Both sides agree Quon's supervisor grew "tired of being a bill collector" to his text-happy officers, and the chief of police ordered a review of the pager transcripts for the two officers with the highest overage, one of whom was Quon. Officials argued they did that only "to determine whether the city's monthly character limit was insufficient to cover business-related messages."

It was only in reading the transcripts voluntarily provided by Arch Wireless from its electronic archives that the often-racy messages were revealed, prompting an internal department investigation. A review of one month found Quon had sent and received 456 personal messages while on duty, an average of 28 per shift, with only three per shift deemed work-related.

A federal judge characterized many of the messages as not "light personal communications," as defined in the policy as generally acceptable, but ones that were, "to say the least, sexually explicit in nature."

Quon sued the wireless company and the city for invasion of privacy.
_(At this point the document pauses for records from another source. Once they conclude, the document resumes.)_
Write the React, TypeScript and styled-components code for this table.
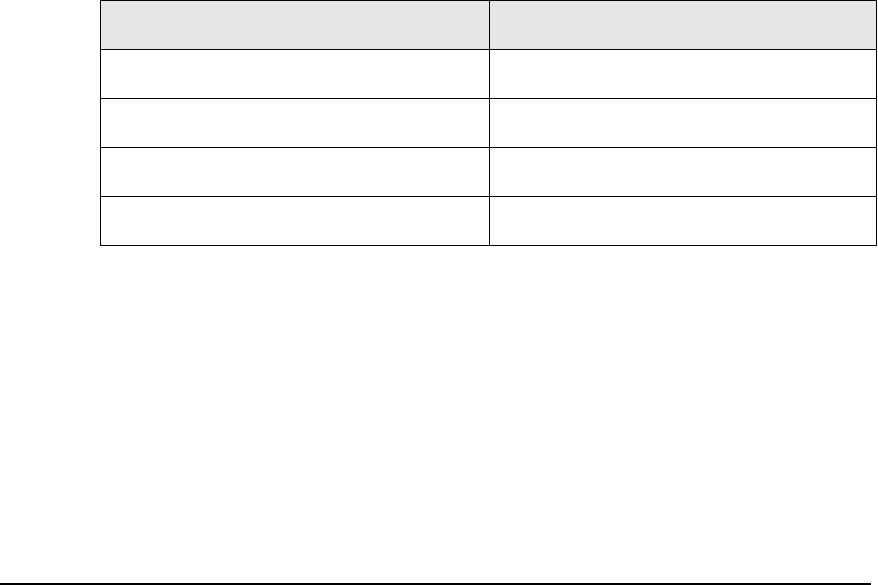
import React from 'react';
import styled, { createGlobalStyle } from 'styled-components';

const GlobalStyle = createGlobalStyle`
  html, body {
    margin: 0;
    padding: 0;
    background: #ffffff;
    font-family: "Liberation Sans", Arial, sans-serif;
  }
`;

const rows = [0, 1, 2, 3];

const App = () => {
  return (
    <React.Fragment>
      <GlobalStyle />
      <Page>
        <Grid>
          <thead>
            <tr>
              <HeadCell />
              <HeadCell />
            </tr>
          </thead>
          <tbody>
            {rows.map((r) => (
              <tr key={r}>
                <Cell />
                <Cell />
              </tr>
            ))}
          </tbody>
        </Grid>
        <FootRule />
      </Page>
    </React.Fragment>
  );
};

const Page = styled.div`
  display: flex;
  flex-direction: column;
  justify-content: space-between;
  height: 585px;
  box-sizing: border-box;
  padding-bottom: 0;
`;

const Grid = styled.table`
  border-collapse: collapse;
  margin-left: 100px;
  width: 777px;
  table-layout: fixed;
`;

const HeadCell = styled.th`
  height: 48px;
  padding: 0;
  border: 1px solid #000;
  background: #e5e5e5;
  &:first-child {
    width: 388px;
  }
`;

const Cell = styled.td`
  height: 48px;
  padding: 0;
  border: 1px solid #000;
  background: #fff;
`;

const FootRule = styled.div`
  width: 871px;
  height: 2px;
  margin-bottom: 0;
  background: #000;
`;

export default App;
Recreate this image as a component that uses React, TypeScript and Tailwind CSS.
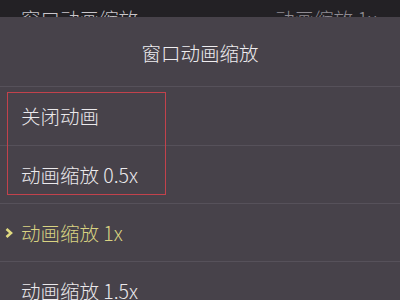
import React from "react";

const options = [
  { label: "关闭动画", active: false },
  { label: "动画缩放 0.5x", active: false },
  { label: "动画缩放 1x", active: true },
  { label: "动画缩放 1.5x", active: false },
];

export default function App() {
  return (
    <div
      className="relative w-[400px] h-[300px] overflow-hidden bg-[#232125] font-light"
      style={{ fontFamily: '"Noto Sans CJK SC", "Noto Sans", sans-serif' }}
    >
      {/* Settings row behind the sheet */}
      <div className="flex items-center justify-between pl-[21px] pr-[4px] pt-[7px] text-[19.5px] leading-[24px] text-[#c9c6cb]">
        <span>窗口动画缩放</span>
        <div className="flex items-center gap-[14px] text-[#8f8b92]">
          <span>动画缩放 1x</span>
          <span className="text-[18px]">›</span>
        </div>
      </div>

      {/* Option sheet */}
      <div className="absolute left-0 right-0 top-[17px] bottom-0 bg-[#47424a]">
        <div className="h-[70px] flex items-center justify-center pt-[3px] border-b border-[#56515a] text-[19.5px] text-[#efedf0]">
          窗口动画缩放
        </div>
        {options.map((o, i) => (
          <div
            key={o.label}
            className={`relative flex items-center pl-[21px] border-b border-[#56515a] text-[19.5px] ${i === 0 ? "h-[59px]" : "h-[58px]"}`}
          >
            {o.active && (
              <svg
                className="absolute left-[5px] top-1/2 -translate-y-1/2"
                width="8"
                height="11"
                viewBox="0 0 8 11"
              >
                <path d="M1.5 1.5 L6 5.5 L1.5 9.5" fill="none" stroke="#e0da80" strokeWidth="2.6" />
              </svg>
            )}
            <span className={o.active ? "text-[#d9d382]" : "text-[#ebe9ec]"}>{o.label}</span>
          </div>
        ))}
        {/* highlight box */}
        <div className="absolute left-[7px] top-[75px] w-[159px] h-[103px] border border-[#c2424c]" />
      </div>
    </div>
  );
}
That suit will likely be dismissed by lower courts, and Quon now could face possible disciplinary action.

The court's narrowing of protection for private workers may now lead to more lawsuits and a new round of appeals over what privacy limits are permissible in the general workplace. Justice Antonin Scalia agreed Quon's rights were not violated, but expressed concern the court was reaching too far in determining when searches of employer-issue pagers are ever permissible.

Several dozen groups -- representing a range of business coalitions and privacy rights advocates -- filed briefs to the court, signifying its importance in the expanding legal frontier of the digital age. The high court had earlier rejected hearing a separate appeal from Quon over whether service providers can be held liable for providing those communications to the employer without the consent of the sender.

The case is City of Ontario, California, v. Quon (08-1332).